-- Records provided start --

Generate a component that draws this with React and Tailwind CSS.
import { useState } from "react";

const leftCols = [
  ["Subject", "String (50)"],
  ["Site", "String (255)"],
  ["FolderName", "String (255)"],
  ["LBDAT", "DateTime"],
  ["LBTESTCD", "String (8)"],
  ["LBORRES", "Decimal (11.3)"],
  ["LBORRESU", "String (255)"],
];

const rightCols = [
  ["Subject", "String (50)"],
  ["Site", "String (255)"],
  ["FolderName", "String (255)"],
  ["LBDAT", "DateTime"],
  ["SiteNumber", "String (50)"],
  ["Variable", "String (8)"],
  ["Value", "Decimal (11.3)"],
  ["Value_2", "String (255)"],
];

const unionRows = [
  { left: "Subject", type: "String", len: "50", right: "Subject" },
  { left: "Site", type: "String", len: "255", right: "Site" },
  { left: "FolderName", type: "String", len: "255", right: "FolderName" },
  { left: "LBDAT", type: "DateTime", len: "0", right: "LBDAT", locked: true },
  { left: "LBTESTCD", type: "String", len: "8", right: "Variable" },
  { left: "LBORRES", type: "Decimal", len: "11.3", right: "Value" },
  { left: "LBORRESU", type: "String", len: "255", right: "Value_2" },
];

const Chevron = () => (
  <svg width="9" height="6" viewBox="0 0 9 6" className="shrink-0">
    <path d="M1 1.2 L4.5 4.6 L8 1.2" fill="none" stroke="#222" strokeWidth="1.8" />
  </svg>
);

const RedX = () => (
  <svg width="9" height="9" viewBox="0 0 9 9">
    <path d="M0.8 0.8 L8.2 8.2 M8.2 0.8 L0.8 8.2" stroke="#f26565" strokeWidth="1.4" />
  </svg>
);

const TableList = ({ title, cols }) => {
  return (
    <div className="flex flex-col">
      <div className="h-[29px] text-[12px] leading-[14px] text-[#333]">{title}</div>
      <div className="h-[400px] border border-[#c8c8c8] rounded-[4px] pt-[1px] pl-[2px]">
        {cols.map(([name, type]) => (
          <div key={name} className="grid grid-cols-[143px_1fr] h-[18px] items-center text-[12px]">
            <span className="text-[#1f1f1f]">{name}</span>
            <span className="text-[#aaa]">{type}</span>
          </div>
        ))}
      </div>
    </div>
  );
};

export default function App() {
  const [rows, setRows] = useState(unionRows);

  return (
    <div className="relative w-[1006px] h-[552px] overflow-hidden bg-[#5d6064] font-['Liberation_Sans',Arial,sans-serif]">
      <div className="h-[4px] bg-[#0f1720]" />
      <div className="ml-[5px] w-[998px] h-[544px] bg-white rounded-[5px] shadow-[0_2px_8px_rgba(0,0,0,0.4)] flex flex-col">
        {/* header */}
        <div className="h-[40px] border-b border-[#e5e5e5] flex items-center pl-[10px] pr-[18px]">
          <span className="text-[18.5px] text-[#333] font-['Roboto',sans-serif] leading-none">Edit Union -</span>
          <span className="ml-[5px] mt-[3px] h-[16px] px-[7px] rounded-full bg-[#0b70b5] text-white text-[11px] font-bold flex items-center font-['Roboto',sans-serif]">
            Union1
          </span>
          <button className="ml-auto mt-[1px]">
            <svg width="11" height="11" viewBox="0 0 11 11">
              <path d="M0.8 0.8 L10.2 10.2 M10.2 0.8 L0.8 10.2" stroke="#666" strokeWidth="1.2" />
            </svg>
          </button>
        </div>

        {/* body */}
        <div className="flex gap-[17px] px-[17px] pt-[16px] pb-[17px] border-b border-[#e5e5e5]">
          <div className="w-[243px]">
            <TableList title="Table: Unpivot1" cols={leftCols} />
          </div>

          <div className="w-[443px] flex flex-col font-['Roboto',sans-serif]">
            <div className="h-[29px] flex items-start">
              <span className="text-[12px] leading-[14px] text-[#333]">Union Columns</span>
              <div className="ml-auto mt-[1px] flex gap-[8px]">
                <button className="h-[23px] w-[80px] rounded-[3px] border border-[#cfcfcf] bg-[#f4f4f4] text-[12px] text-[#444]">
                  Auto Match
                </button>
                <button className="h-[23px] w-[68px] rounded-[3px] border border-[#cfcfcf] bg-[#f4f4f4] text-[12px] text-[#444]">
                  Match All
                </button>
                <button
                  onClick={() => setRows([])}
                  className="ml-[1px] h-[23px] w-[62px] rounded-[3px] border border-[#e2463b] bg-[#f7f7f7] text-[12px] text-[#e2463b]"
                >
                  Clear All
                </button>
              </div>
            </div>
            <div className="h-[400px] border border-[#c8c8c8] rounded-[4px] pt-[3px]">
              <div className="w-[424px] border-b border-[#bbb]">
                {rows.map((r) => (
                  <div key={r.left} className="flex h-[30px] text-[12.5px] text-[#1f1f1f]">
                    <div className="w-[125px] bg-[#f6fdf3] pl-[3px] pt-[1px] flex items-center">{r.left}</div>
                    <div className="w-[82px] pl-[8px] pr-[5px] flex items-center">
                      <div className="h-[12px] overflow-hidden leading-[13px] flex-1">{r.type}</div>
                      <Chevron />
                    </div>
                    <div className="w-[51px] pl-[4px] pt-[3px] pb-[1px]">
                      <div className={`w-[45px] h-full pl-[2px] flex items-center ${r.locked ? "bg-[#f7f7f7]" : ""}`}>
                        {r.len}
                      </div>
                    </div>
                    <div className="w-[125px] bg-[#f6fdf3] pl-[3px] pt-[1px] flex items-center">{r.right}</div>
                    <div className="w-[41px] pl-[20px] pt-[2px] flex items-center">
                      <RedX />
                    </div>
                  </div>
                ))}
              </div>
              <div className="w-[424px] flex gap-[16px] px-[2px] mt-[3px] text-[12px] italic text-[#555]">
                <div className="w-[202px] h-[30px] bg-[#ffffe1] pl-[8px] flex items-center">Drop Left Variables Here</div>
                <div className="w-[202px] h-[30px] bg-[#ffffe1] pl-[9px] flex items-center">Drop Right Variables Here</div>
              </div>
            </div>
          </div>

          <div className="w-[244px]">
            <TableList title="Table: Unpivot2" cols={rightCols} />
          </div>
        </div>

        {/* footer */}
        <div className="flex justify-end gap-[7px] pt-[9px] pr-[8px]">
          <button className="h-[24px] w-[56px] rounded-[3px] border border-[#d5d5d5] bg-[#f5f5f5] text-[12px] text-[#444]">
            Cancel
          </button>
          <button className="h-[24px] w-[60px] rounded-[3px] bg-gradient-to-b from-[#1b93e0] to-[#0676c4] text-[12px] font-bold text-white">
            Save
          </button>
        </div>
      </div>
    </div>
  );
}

-- Records provided end --
-- Records provided start --

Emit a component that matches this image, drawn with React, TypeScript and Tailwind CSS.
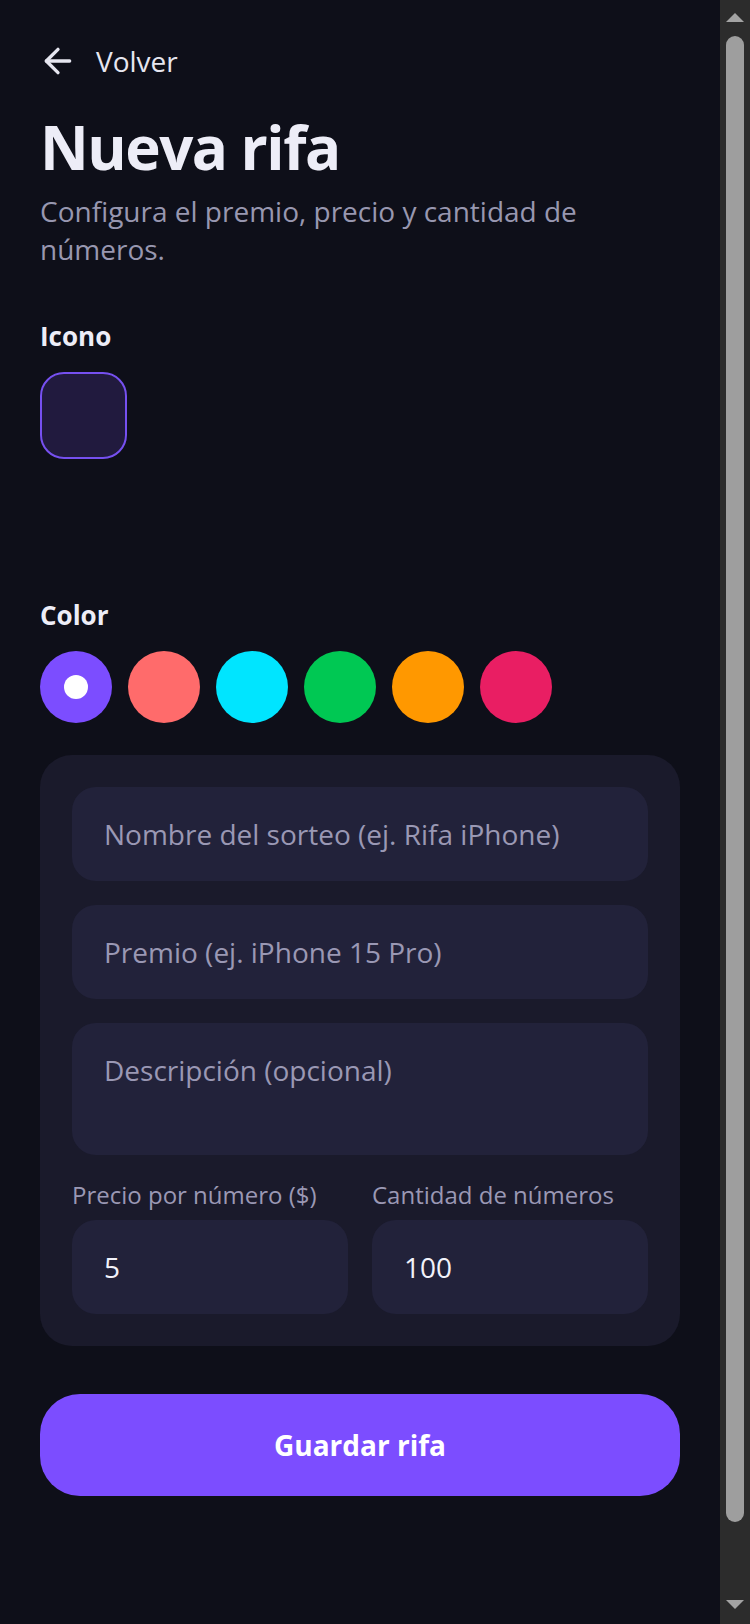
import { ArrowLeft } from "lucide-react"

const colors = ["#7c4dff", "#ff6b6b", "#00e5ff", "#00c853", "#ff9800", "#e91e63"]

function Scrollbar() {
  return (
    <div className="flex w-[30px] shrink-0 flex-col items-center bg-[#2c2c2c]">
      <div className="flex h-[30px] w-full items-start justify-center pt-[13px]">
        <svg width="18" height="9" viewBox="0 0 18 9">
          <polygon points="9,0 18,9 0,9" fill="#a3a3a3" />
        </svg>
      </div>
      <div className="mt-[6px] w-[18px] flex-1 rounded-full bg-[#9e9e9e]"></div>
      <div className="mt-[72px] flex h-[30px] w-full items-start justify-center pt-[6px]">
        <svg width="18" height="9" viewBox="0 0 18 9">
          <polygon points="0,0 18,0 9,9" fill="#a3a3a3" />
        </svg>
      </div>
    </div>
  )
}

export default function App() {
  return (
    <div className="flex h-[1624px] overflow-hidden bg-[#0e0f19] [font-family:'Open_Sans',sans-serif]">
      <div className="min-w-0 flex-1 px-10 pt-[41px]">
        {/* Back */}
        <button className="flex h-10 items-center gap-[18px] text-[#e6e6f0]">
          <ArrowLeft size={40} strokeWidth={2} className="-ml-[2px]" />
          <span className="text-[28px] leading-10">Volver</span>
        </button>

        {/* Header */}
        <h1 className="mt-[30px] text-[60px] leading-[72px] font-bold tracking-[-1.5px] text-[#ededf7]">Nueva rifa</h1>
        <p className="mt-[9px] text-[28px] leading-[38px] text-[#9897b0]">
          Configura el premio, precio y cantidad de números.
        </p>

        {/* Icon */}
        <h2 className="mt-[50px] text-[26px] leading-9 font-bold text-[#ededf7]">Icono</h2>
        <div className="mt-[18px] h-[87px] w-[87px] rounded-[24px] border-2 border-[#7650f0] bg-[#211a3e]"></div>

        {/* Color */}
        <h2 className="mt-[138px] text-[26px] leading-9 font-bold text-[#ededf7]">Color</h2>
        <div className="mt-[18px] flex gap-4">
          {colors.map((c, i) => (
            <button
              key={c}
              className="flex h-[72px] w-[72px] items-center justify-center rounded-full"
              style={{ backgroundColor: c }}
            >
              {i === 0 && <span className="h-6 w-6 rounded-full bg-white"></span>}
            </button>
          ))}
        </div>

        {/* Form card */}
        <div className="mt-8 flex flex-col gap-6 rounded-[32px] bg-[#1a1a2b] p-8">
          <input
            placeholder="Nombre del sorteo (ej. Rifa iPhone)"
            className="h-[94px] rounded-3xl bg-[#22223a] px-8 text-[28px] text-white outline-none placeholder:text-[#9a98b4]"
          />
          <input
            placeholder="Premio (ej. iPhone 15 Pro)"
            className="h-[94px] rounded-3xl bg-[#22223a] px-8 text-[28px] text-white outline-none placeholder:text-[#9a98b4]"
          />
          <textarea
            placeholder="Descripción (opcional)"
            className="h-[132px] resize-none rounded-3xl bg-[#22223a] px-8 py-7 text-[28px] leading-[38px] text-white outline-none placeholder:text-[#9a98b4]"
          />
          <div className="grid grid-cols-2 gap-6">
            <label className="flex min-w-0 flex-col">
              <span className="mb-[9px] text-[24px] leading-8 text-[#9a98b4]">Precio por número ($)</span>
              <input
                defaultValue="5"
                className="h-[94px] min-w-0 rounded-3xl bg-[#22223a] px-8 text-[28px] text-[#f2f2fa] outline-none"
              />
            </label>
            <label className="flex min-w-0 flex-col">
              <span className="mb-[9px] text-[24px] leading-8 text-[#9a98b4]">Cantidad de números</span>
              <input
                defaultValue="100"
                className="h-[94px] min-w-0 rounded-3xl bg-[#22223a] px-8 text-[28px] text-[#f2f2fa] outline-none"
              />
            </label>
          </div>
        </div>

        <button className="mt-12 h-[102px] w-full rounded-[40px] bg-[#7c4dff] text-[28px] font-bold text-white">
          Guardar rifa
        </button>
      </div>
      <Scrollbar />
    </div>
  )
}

-- Records provided end --

Set problem: Above are the records; from them, give again exactly the lines from the one containing "Generate a component" to the one containing "const [rows, setRows]", both lines included, and nothing more.

Solution to the problem:
Generate a component that draws this with React and Tailwind CSS.
import { useState } from "react";

const leftCols = [
  ["Subject", "String (50)"],
  ["Site", "String (255)"],
  ["FolderName", "String (255)"],
  ["LBDAT", "DateTime"],
  ["LBTESTCD", "String (8)"],
  ["LBORRES", "Decimal (11.3)"],
  ["LBORRESU", "String (255)"],
];

const rightCols = [
  ["Subject", "String (50)"],
  ["Site", "String (255)"],
  ["FolderName", "String (255)"],
  ["LBDAT", "DateTime"],
  ["SiteNumber", "String (50)"],
  ["Variable", "String (8)"],
  ["Value", "Decimal (11.3)"],
  ["Value_2", "String (255)"],
];

const unionRows = [
  { left: "Subject", type: "String", len: "50", right: "Subject" },
  { left: "Site", type: "String", len: "255", right: "Site" },
  { left: "FolderName", type: "String", len: "255", right: "FolderName" },
  { left: "LBDAT", type: "DateTime", len: "0", right: "LBDAT", locked: true },
  { left: "LBTESTCD", type: "String", len: "8", right: "Variable" },
  { left: "LBORRES", type: "Decimal", len: "11.3", right: "Value" },
  { left: "LBORRESU", type: "String", len: "255", right: "Value_2" },
];

const Chevron = () => (
  <svg width="9" height="6" viewBox="0 0 9 6" className="shrink-0">
    <path d="M1 1.2 L4.5 4.6 L8 1.2" fill="none" stroke="#222" strokeWidth="1.8" />
  </svg>
);

const RedX = () => (
  <svg width="9" height="9" viewBox="0 0 9 9">
    <path d="M0.8 0.8 L8.2 8.2 M8.2 0.8 L0.8 8.2" stroke="#f26565" strokeWidth="1.4" />
  </svg>
);

const TableList = ({ title, cols }) => {
  return (
    <div className="flex flex-col">
      <div className="h-[29px] text-[12px] leading-[14px] text-[#333]">{title}</div>
      <div className="h-[400px] border border-[#c8c8c8] rounded-[4px] pt-[1px] pl-[2px]">
        {cols.map(([name, type]) => (
          <div key={name} className="grid grid-cols-[143px_1fr] h-[18px] items-center text-[12px]">
            <span className="text-[#1f1f1f]">{name}</span>
            <span className="text-[#aaa]">{type}</span>
          </div>
        ))}
      </div>
    </div>
  );
};

export default function App() {
  const [rows, setRows] = useState(unionRows);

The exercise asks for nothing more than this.